The experts in global ecology and conservation are concerned by an absence of effective planning and co-operation among offshore stakeholders in the Australian scene.

“This area of planning is screaming to be done more methodically in Australia,” says Professor Bradshaw.

“Once you add the very disparate interests of legal, biological, economic, sociological and planning issues wrapped up in the one debate, it grows in complexity and confusion.”

The book’s 16 chapters focus on the direct and indirect impacts of all energy-generation types (wind, wave, tidal, oil, and gas) on marine environments, and how to do effective spatial planning of the ocean for energy generation, or extraction.

Beyond discussing biology, it also examines a hotbed of divergent values, views and aspirations at the core of marine planning issues.

“Without a solid grounding in marine spatial planning, few economic plans for using the ocean for energy generation or extraction go very well.
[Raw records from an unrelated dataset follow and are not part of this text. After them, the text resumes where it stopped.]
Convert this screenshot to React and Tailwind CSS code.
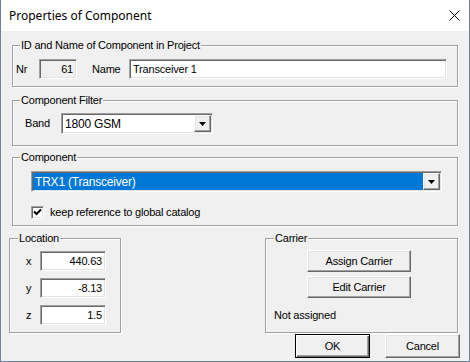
import React from 'react';

const SUNKEN = 'border border-t-[#a0a0a0] border-l-[#a0a0a0] border-b-white border-r-white shadow-[inset_1px_1px_0_#696969,inset_-1px_-1px_0_#e3e3e3] p-[1px]';
const RAISED = 'border border-t-white border-l-white border-b-[#696969] border-r-[#696969] shadow-[inset_-1px_-1px_0_#a0a0a0,inset_1px_1px_0_#e3e3e3] bg-[#f0f0f0]';
const GROUP = 'relative border border-[#a0a0a0] shadow-[1px_1px_0_#fff,inset_1px_1px_0_#fff]';

const Legend = ({ children, left = 'left-[7px]' }) => (
    <span className={`absolute -top-[8px] ${left} bg-[#f0f0f0] px-[1px] leading-[14px]`}>{children}</span>
);

const Arrow = () => (
    <svg width="7" height="4" viewBox="0 0 7 4">
        <polygon points="0,0 7,0 3.5,4" fill="#000" />
    </svg>
);

const DropButton = () => (
    <div className={`${RAISED} w-[17px] h-full flex items-center justify-center`}>
        <Arrow />
    </div>
);

const Field = ({ value, width, align = 'text-right', disabled }) => (
    <div className={`${SUNKEN} ${width} h-[20px] ${disabled ? 'bg-[#f0f0f0]' : 'bg-white'} flex items-center`}>
        <span className={`flex-1 ${align} px-[2px] leading-[14px]`}>{value}</span>
    </div>
);

const Button = ({ children, className = '', isDefault }) => (
    <div
        className={
            isDefault
                ? `border border-black shadow-[inset_1px_1px_0_#fff,inset_-1px_-1px_0_#696969,inset_-2px_-2px_0_#a0a0a0] bg-[#f0f0f0] flex items-center justify-center ${className}`
                : `${RAISED} flex items-center justify-center ${className}`
        }
    >
        {children}
    </div>
);

export default function App() {
    return (
        <div className="w-[470px] h-[362px] flex flex-col border-x border-b border-[#71829e] text-[11px] tracking-[-0.2px] text-black" style={{ fontFamily: '"Liberation Sans", Arial, sans-serif' }}>
            {/* title bar */}
            <div className="h-[31px] bg-white flex items-center justify-between pl-[8px] pr-[9px] shrink-0">
                <span className="text-[12px] tracking-normal" style={{ fontFamily: '"Noto Sans", sans-serif' }}>Properties of Component</span>
                <svg width="11" height="11" viewBox="0 0 11 11">
                    <path d="M0.5 0.5 L10.5 10.5 M10.5 0.5 L0.5 10.5" stroke="#000" strokeWidth="1" />
                </svg>
            </div>

            <div className="flex-1 bg-[#f0f0f0] pt-[14px] flex flex-col">
                {/* ID and Name */}
                <div className={`${GROUP} ml-[11px] w-[446px] h-[42px] pt-[13px] pl-[3px]`}>
                    <Legend>ID and Name of Component in Project</Legend>
                    <div className="flex items-center h-[20px]">
                        <span className="w-[23px]">Nr</span>
                        <Field value="61" width="w-[38px]" disabled />
                        <span className="w-[37px] ml-[15px]">Name</span>
                        <Field value="Transceiver 1" width="w-[318px]" align="text-left" />
                    </div>
                </div>

                {/* Component Filter */}
                <div className={`${GROUP} ml-[11px] mt-[13px] w-[446px] h-[46px] pt-[12px] pl-[12px]`}>
                    <Legend>Component Filter</Legend>
                    <div className="flex items-center h-[21px]">
                        <span className="w-[36px]">Band</span>
                        <div className={`${SUNKEN} w-[152px] h-[21px] bg-white flex`}>
                            <span className="flex-1 pl-[2px] self-center text-[12px] leading-[14px]">1800 GSM</span>
                            <DropButton />
                        </div>
                    </div>
                </div>

                {/* Component */}
                <div className={`${GROUP} ml-[11px] mt-[11px] w-[446px] h-[69px] pt-[13px] pl-[18px]`}>
                    <Legend>Component</Legend>
                    <div className={`${SUNKEN} w-[411px] h-[21px] bg-white flex`}>
                        <span className="flex-1 bg-[#0078d7] text-white pl-[2px] flex items-center text-[12px]">TRX1 (Transceiver)</span>
                        <DropButton />
                    </div>
                    <div className="flex items-center mt-[12px]">
                        <div className={`${SUNKEN} w-[13px] h-[13px] bg-white p-0 flex items-center justify-center`}>
                            <svg width="9" height="9" viewBox="0 0 9 9">
                                <path d="M1 3.5 L3.5 6 L8 1.5" stroke="#000" strokeWidth="2" fill="none" />
                            </svg>
                        </div>
                        <span className="ml-[6px]">keep reference to global catalog</span>
                    </div>
                </div>

                {/* Location + Carrier */}
                <div className="flex mt-[12px]">
                    <div className={`${GROUP} ml-[8px] w-[112px] h-[95px] pt-[12px] pl-[16px]`}>
                        <Legend left="left-[8px]">Location</Legend>
                        <div className="flex flex-col gap-[7px]">
                            {[['x', '440.63'], ['y', '-8.13'], ['z', '1.5']].map(([k, v]) => (
                                <div key={k} className="flex items-center">
                                    <span className="w-[14px]">{k}</span>
                                    <Field value={v} width="w-[66px]" />
                                </div>
                            ))}
                        </div>
                    </div>

                    <div className={`${GROUP} ml-[144px] w-[193px] h-[95px] pt-[11px] pl-[8px]`}>
                        <Legend left="left-[8px]">Carrier</Legend>
                        <div className="flex flex-col gap-[4px] ml-[33px]">
                            <Button className="w-[104px] h-[22px]">Assign Carrier</Button>
                            <Button className="w-[104px] h-[22px]">Edit Carrier</Button>
                        </div>
                        <div className="mt-[9px]">Not assigned</div>
                    </div>
                </div>

                <div className="flex justify-end gap-[15px] pr-[9px] mt-[1px]">
                    <Button isDefault className="w-[75px] h-[24px]">OK</Button>
                    <Button className="w-[75px] h-[24px]">Cancel</Button>
                </div>
            </div>
        </div>
    );
}
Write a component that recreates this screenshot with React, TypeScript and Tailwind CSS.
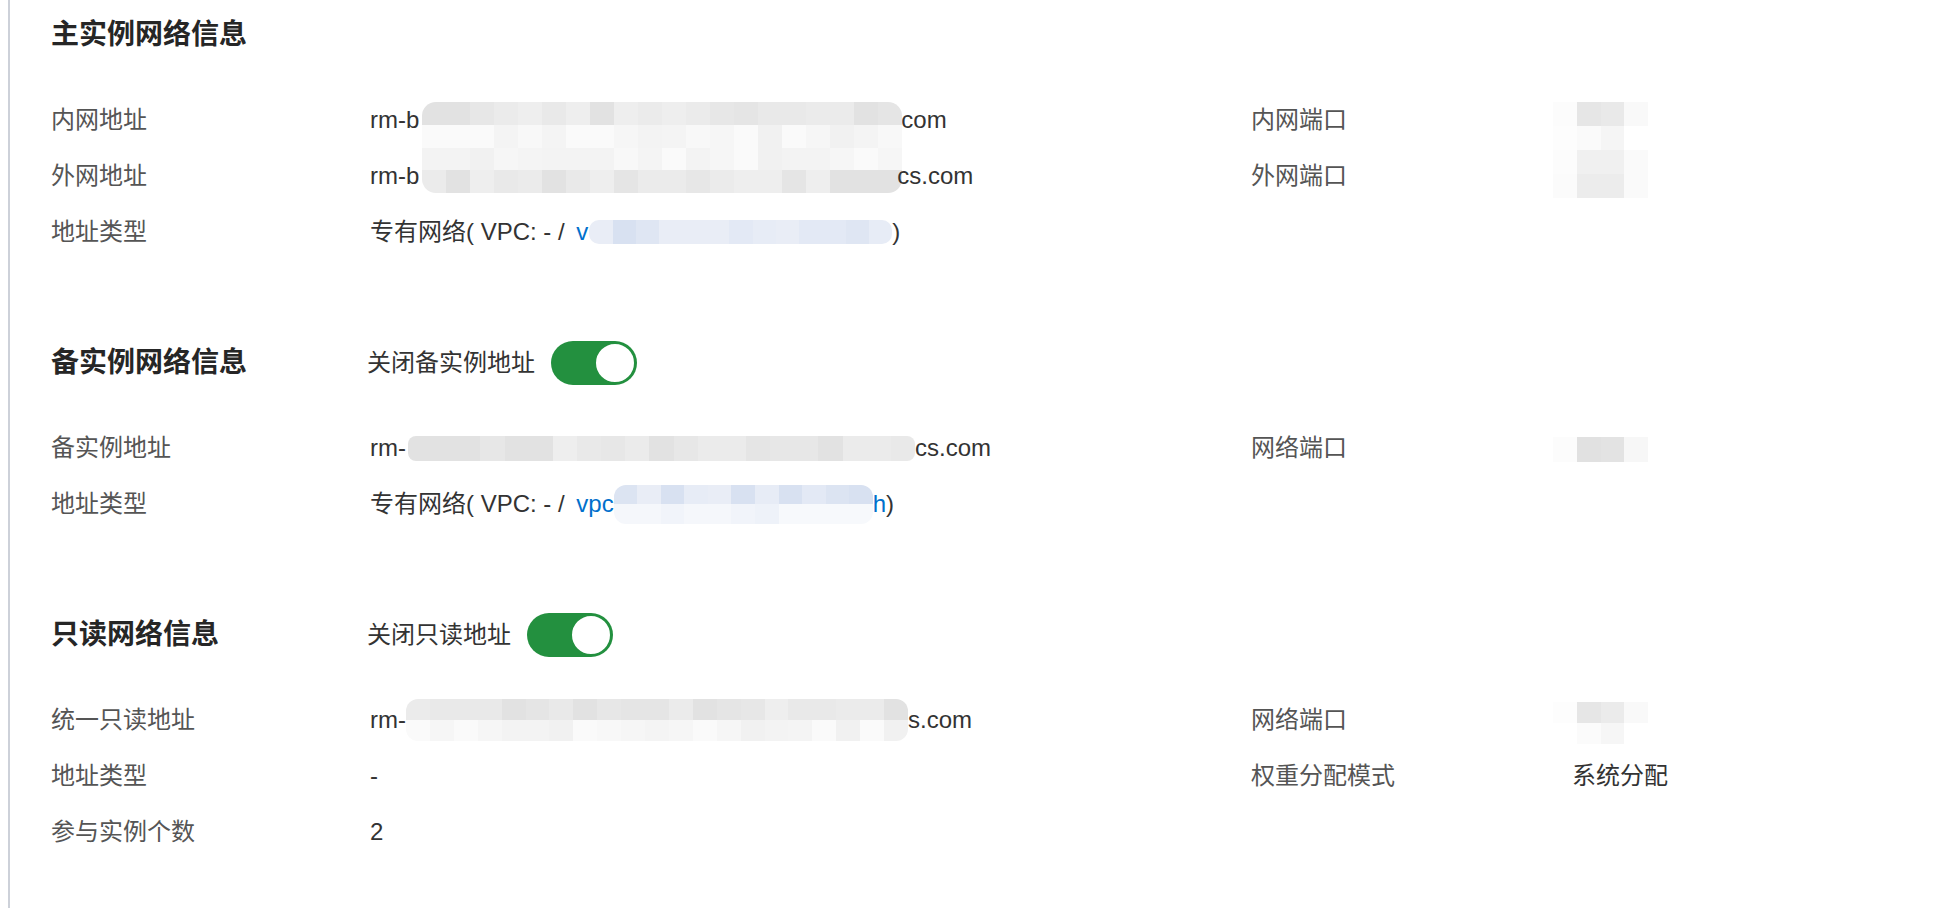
import React from 'react';

const DARK = ['bg-[#e5e5e5]', 'bg-[#e9e9e9]', 'bg-[#ebebeb]', 'bg-[#e7e7e7]', 'bg-[#eeeeee]', 'bg-[#e2e2e2]'];
const LIGHT = ['bg-[#f3f3f3]', 'bg-[#f6f6f6]', 'bg-[#f8f8f8]', 'bg-[#f4f4f4]', 'bg-[#fafafa]', 'bg-[#f1f1f1]'];
const BLUE = ['bg-[#dfe6f3]', 'bg-[#e7ecf6]', 'bg-[#d8e1f1]', 'bg-[#e3e9f5]', 'bg-[#dce4f2]', 'bg-[#e9edf6]'];
const BLUE_LIGHT = ['bg-[#f1f4fa]', 'bg-[#f5f7fb]', 'bg-[#eef2f9]', 'bg-[#f7f9fc]'];

// tiny deterministic generator so the mosaic looks the same on every render
const pick = (palette: string[], seed: number, i: number, j: number) => {
    const n = Math.abs(Math.sin(seed * 97.13 + i * 12.9898 + j * 78.233) * 43758.5453);
    return palette[Math.floor((n - Math.floor(n)) * palette.length)];
};

interface MosaicProps {
    cols: number;
    rows: string[][];
    seed: number;
    className: string;
}

const Mosaic: React.FC<MosaicProps> = ({ cols, rows, seed, className }) => (
    <span className={`flex flex-col overflow-hidden ${className}`}>
        {rows.map((palette, r) => (
            <span key={r} className="flex flex-1">
                {Array.from({ length: cols }).map((_, c) => (
                    <span key={c} className={`flex-1 ${pick(palette, seed, r, c)}`} />
                ))}
            </span>
        ))}
    </span>
);

// port blur: first column almost white, then three grey cells
const PortMosaic: React.FC<{ rows: string[][]; className: string }> = ({ rows, className }) => (
    <span className={`flex flex-col ${className}`}>
        {rows.map((row, r) => (
            <span key={r} className="flex flex-1">
                {row.map((cls, c) => (
                    <span key={c} className={`flex-1 ${cls}`} />
                ))}
            </span>
        ))}
    </span>
);

const Toggle: React.FC = () => (
    <button className="relative w-[86px] h-[44px] rounded-full bg-[#23903f] shrink-0">
        <span className="absolute right-[1px] top-[1px] w-[42px] h-[42px] rounded-full bg-white border-2 border-[#23903f]" />
    </button>
);

interface RowProps {
    label: string;
    value: React.ReactNode;
    label2?: string;
    value2?: React.ReactNode;
}

const Row: React.FC<RowProps> = ({ label, value, label2, value2 }) => (
    <div className="flex items-center h-[56px]">
        <div className="w-[319px] shrink-0 text-[#555555]">{label}</div>
        <div className="w-[881px] shrink-0 relative flex items-center text-[#333333] whitespace-nowrap">{value}</div>
        {label2 && <div className="w-[321px] shrink-0 text-[#555555]">{label2}</div>}
        {value2 && <div className="flex-1 relative flex items-center text-[#333333]">{value2}</div>}
    </div>
);

const Title: React.FC<{ text: string; toggle?: string }> = ({ text, toggle }) => (
    <div className="flex items-center h-[70px]">
        <h2 className="w-[316px] shrink-0 text-[28px] font-bold text-[#262626] leading-[40px]">{text}</h2>
        {toggle && (
            <div className="flex items-center gap-4">
                <span className="text-[#333333]">{toggle}</span>
                <Toggle />
            </div>
        )}
    </div>
);

const Vpc: React.FC<{ children: React.ReactNode }> = ({ children }) => (
    <>
        <span className="mr-[5px]">{'专有网络( VPC: - /\u00a0'}</span>
        {children}
        <span>)</span>
    </>
);

const App: React.FC = () => {
    return (
        <div className="min-h-screen bg-white pl-[8px] font-['Liberation_Sans','Noto_Sans_CJK_SC',sans-serif] text-[24px] leading-[32px]">
            <div className="min-h-screen border-l-2 border-[#cdd1d9] pl-[41px]">
                {/* 主实例 */}
                <section>
                    <Title text="主实例网络信息" />
                    <div className="mt-[22px]">
                        <Row
                            label="内网地址"
                            value={
                                <>
                                    <span>rm-b</span>
                                    <span className="inline-block w-[482px]" />
                                    <span>com</span>
                                    <Mosaic
                                        cols={20}
                                        rows={[DARK, LIGHT, LIGHT, DARK]}
                                        seed={1}
                                        className="absolute left-[52px] top-[-2px] w-[480px] h-[91px] rounded-[14px]"
                                    />
                                </>
                            }
                            label2="内网端口"
                            value2={
                                <PortMosaic
                                    className="absolute left-[-19px] top-[-18px] w-[95px] h-[96px]"
                                    rows={[
                                        ['bg-[#fcfcfc]', 'bg-[#e6e6e6]', 'bg-[#e9e9e9]', 'bg-[#f9f9f9]'],
                                        ['bg-[#fdfdfd]', 'bg-[#fafafa]', 'bg-[#f5f5f5]', 'bg-white'],
                                        ['bg-[#fcfcfc]', 'bg-[#f0f0f0]', 'bg-[#f0f0f0]', 'bg-[#fafafa]'],
                                        ['bg-[#fbfbfb]', 'bg-[#ececec]', 'bg-[#ececec]', 'bg-[#fafafa]'],
                                    ]}
                                />
                            }
                        />
                        <Row
                            label="外网地址"
                            value={
                                <>
                                    <span>rm-b</span>
                                    <span className="inline-block w-[478px]" />
                                    <span>cs.com</span>
                                </>
                            }
                            label2="外网端口"
                            value2={<span>&nbsp;</span>}
                        />
                        <Row
                            label="地址类型"
                            value={
                                <Vpc>
                                    <span className="text-[#0070cc]">v</span>
                                    <Mosaic cols={13} rows={[BLUE]} seed={3} className="w-[303px] h-[24px] rounded-[10px] ml-[1px]" />
                                </Vpc>
                            }
                        />
                    </div>
                </section>

                {/* 备实例 */}
                <section className="mt-[68px]">
                    <Title text="备实例网络信息" toggle="关闭备实例地址" />
                    <div className="mt-[22px]">
                        <Row
                            label="备实例地址"
                            value={
                                <>
                                    <span>rm-</span>
                                    <Mosaic cols={21} rows={[DARK]} seed={5} className="w-[507px] h-[25px] rounded-[8px] ml-[2px]" />
                                    <span>cs.com</span>
                                </>
                            }
                            label2="网络端口"
                            value2={
                                <PortMosaic
                                    className="absolute left-[-19px] top-[-11px] w-[95px] h-[25px]"
                                    rows={[['bg-[#fcfcfc]', 'bg-[#e1e1e1]', 'bg-[#e3e3e3]', 'bg-[#f7f7f7]']]}
                                />
                            }
                        />
                        <Row
                            label="地址类型"
                            value={
                                <Vpc>
                                    <span className="text-[#0070cc]">vpc</span>
                                    <Mosaic cols={11} rows={[BLUE, BLUE_LIGHT]} seed={7} className="w-[259px] h-[39px] rounded-[12px]" />
                                    <span className="text-[#0070cc]">h</span>
                                </Vpc>
                            }
                        />
                    </div>
                </section>

                {/* 只读 */}
                <section className="mt-[68px]">
                    <Title text="只读网络信息" toggle="关闭只读地址" />
                    <div className="mt-[22px]">
                        <Row
                            label="统一只读地址"
                            value={
                                <>
                                    <span>rm-</span>
                                    <Mosaic cols={21} rows={[DARK, LIGHT]} seed={9} className="w-[502px] h-[42px] rounded-[12px]" />
                                    <span>s.com</span>
                                </>
                            }
                            label2="网络端口"
                            value2={
                                <PortMosaic
                                    className="absolute left-[-19px] top-[-18px] w-[95px] h-[42px]"
                                    rows={[
                                        ['bg-[#fdfdfd]', 'bg-[#e6e6e6]', 'bg-[#ebebeb]', 'bg-[#f9f9f9]'],
                                        ['bg-white', 'bg-[#fbfbfb]', 'bg-[#f6f6f6]', 'bg-white'],
                                    ]}
                                />
                            }
                        />
                        <Row label="地址类型" value="-" label2="权重分配模式" value2="系统分配" />
                        <Row label="参与实例个数" value="2" />
                    </div>
                </section>
            </div>
        </div>
    );
};

export default App;
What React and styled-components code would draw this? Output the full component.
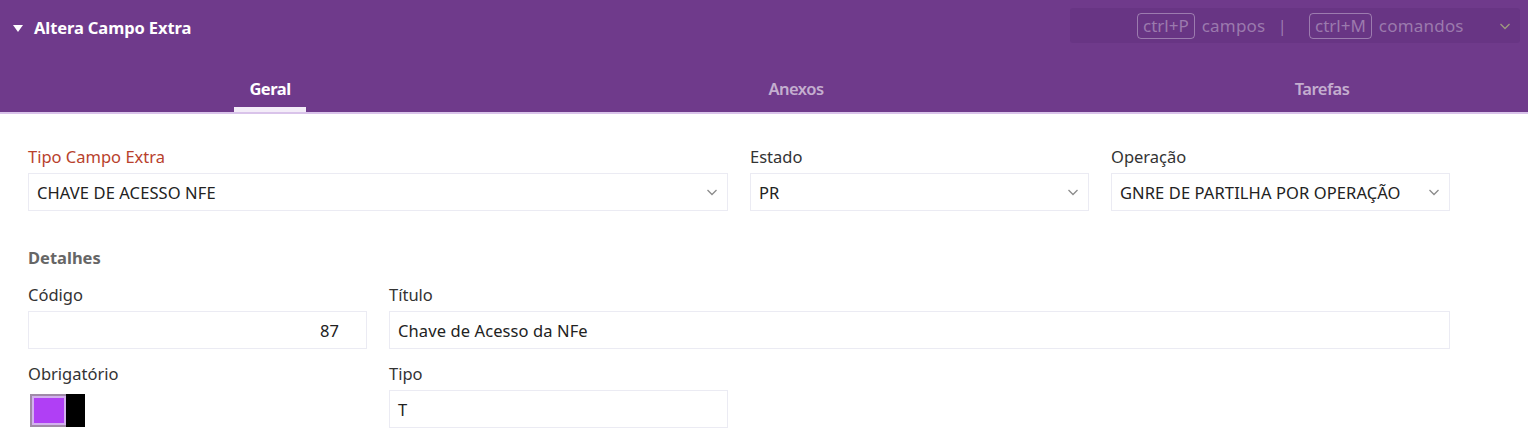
import React from "react";
import styled, { createGlobalStyle } from "styled-components";

const Global = createGlobalStyle`
  html, body { margin: 0; padding: 0; background: #ffffff; }
  body { font-family: "Noto Sans", "Open Sans", sans-serif; overflow: hidden; }
  * { box-sizing: border-box; }
`;

const Page = styled.div`
  width: 1528px;
  height: 440px;
  overflow: hidden;
  background: #fff;
`;

const Header = styled.header`
  background: #6f3a8b;
  border-bottom: 2px solid #d9c3ea;
  height: 114px;
  overflow: hidden;
`;

const TopBar = styled.div`
  display: flex;
  align-items: flex-start;
  justify-content: space-between;
  padding: 8px 8px 0 13px;
  height: 62px;
`;

const Title = styled.div`
  display: flex;
  align-items: center;
  gap: 11px;
  margin-top: 8px;
  color: #fff;
  font-weight: 700;
  font-size: 16.5px;
  letter-spacing: -0.1px;
`;

const Triangle = styled.span`
  width: 0;
  height: 0;
  border-left: 5px solid transparent;
  border-right: 5px solid transparent;
  border-top: 7px solid #fff;
  margin-top: 1px;
`;

const Shortcuts = styled.div`
  width: 450px;
  height: 35px;
  background: #683584;
  border-radius: 3px;
  display: flex;
  align-items: center;
  padding-left: 67px;
  color: rgba(255, 255, 255, 0.35);
  font-size: 17px;
  letter-spacing: 0.2px;
`;

const Key = styled.span`
  border: 1px solid rgba(255, 255, 255, 0.35);
  border-radius: 4px;
  padding: 0 5px;
  height: 26px;
  line-height: 24px;
  margin-right: 7px;
  letter-spacing: 0;
`;

const Sep = styled.span`
  margin: 0 22px 0 12px;
`;

const Chevron = styled.span`
  margin-left: auto;
  margin-right: 8px;
  display: flex;
  color: #9e9a7e;
`;

const Tabs = styled.nav`
  display: grid;
  grid-template-columns: repeat(3, 526px);
  margin-left: 7px;
  height: 50px;
`;

const Tab = styled.div`
  display: flex;
  flex-direction: column;
  align-items: center;
  justify-content: flex-end;
`;

const TabLabel = styled.span`
  font-size: 16.5px;
  font-weight: ${(p) => (p.$active ? 700 : 600)};
  color: ${(p) => (p.$active ? "#ffffff" : "rgba(255,255,255,0.6)")};
  letter-spacing: -0.5px;
  padding: 0 12px;
  line-height: 22px;
  margin-bottom: 7px;
`;

const Underline = styled.span`
  width: 72px;
  height: 5px;
  background: ${(p) => (p.$active ? "#f3ecf8" : "transparent")};
`;

const Form = styled.main`
  padding: 32px 0 0 28px;
  width: 1450px;
`;

const Grid = styled.div`
  display: grid;
  grid-template-columns: repeat(4, 339px);
  column-gap: 22px;
  row-gap: ${(p) => p.$rowGap || 0}px;
`;

const Field = styled.div`
  grid-column: span ${(p) => p.$span || 1};
  display: flex;
  flex-direction: column;
`;

const Label = styled.label`
  font-size: 16.5px;
  line-height: 22px;
  color: ${(p) => (p.$required ? "#b8412c" : "#333")};
  margin-bottom: 5px;
`;

const Box = styled.div`
  height: 38px;
  border: 1px solid #ebebf3;
  display: flex;
  align-items: center;
  justify-content: ${(p) => (p.$right ? "flex-end" : "space-between")};
  padding: 0 ${(p) => (p.$right ? "27px" : "8px")} 0 8px;
  font-size: 16.5px;
  letter-spacing: 0.1px;
  color: #222;
`;

const Caret = styled.span`
  display: flex;
  color: #8c8c8c;
`;

const Section = styled.h3`
  margin: 36px 0 15px 0;
  font-size: 16.5px;
  font-weight: 700;
  color: #666;
  line-height: 22px;
`;

const Toggle = styled.div`
  margin-top: 4px;
  margin-left: 2px;
  width: 55px;
  height: 33px;
  display: flex;
  border: 2px solid #a08aa8;
`;

const ToggleTrack = styled.div`
  flex: 1;
  border: 2px solid #d3b0ef;
  background: #b03ff5;
`;

const ToggleKnob = styled.div`
  width: 19px;
  background: #000;
  margin: -2px -2px -2px 0;
`;

const ChevronDown = ({ size = 14 }) => (
  <svg width={size} height={size} viewBox="0 0 14 14" fill="none">
    <path d="M2.5 5l4.5 4.5L11.5 5" stroke="currentColor" strokeWidth="1.3" />
  </svg>
);

const Select = ({ value }) => (
  <Box>
    <span>{value}</span>
    <Caret>
      <ChevronDown />
    </Caret>
  </Box>
);

export default function App() {
  return (
    <Page>
      <Global />
      <Header>
        <TopBar>
          <Title>
            <Triangle />
            Altera Campo Extra
          </Title>
          <Shortcuts>
            <Key>ctrl+P</Key>
            campos
            <Sep>|</Sep>
            <Key>ctrl+M</Key>
            comandos
            <Chevron>
              <ChevronDown size={14} />
            </Chevron>
          </Shortcuts>
        </TopBar>
        <Tabs>
          <Tab>
            <TabLabel $active>Geral</TabLabel>
            <Underline $active />
          </Tab>
          <Tab>
            <TabLabel>Anexos</TabLabel>
            <Underline />
          </Tab>
          <Tab>
            <TabLabel>Tarefas</TabLabel>
            <Underline />
          </Tab>
        </Tabs>
      </Header>
      <Form>
        <Grid>
          <Field $span={2}>
            <Label $required>Tipo Campo Extra</Label>
            <Select value="CHAVE DE ACESSO NFE" />
          </Field>
          <Field>
            <Label>Estado</Label>
            <Select value="PR" />
          </Field>
          <Field>
            <Label>Operação</Label>
            <Select value="GNRE DE PARTILHA POR OPERAÇÃO" />
          </Field>
        </Grid>
        <Section>Detalhes</Section>
        <Grid $rowGap={14}>
          <Field>
            <Label>Código</Label>
            <Box $right>87</Box>
          </Field>
          <Field $span={3}>
            <Label>Título</Label>
            <Box>Chave de Acesso da NFe</Box>
          </Field>
          <Field>
            <Label>Obrigatório</Label>
            <Toggle>
              <ToggleTrack />
              <ToggleKnob />
            </Toggle>
          </Field>
          <Field>
            <Label>Tipo</Label>
            <Box>T</Box>
          </Field>
        </Grid>
      </Form>
    </Page>
  );
}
If developers just go through the normal channels of obtaining permits, they soon find out the hard way that many other ocean users might not agree with them,” says Professor Bradshaw.

By covering the governance, legislation, monitoring, permitting, construction, operation and planning aspects of an ocean activity that involves energy extraction or generation, the book highlights the need for all involved parties to accept that compromises are inevitable.

It also shines a light on the lack of current knowledge about the long-term effects that different development pathways will have on marine biological communities. However, the holistic philosophy of marine spatial planning makes these uncertainties far less of an impediment.

“By implementing the approaches outlined in this book, any developer will find that doing things right will not only smooth the way towards a social licence to operate, but also ensure that the activities are as sustainable as possible and maximise the co-location opportunities of multiple ocean users.”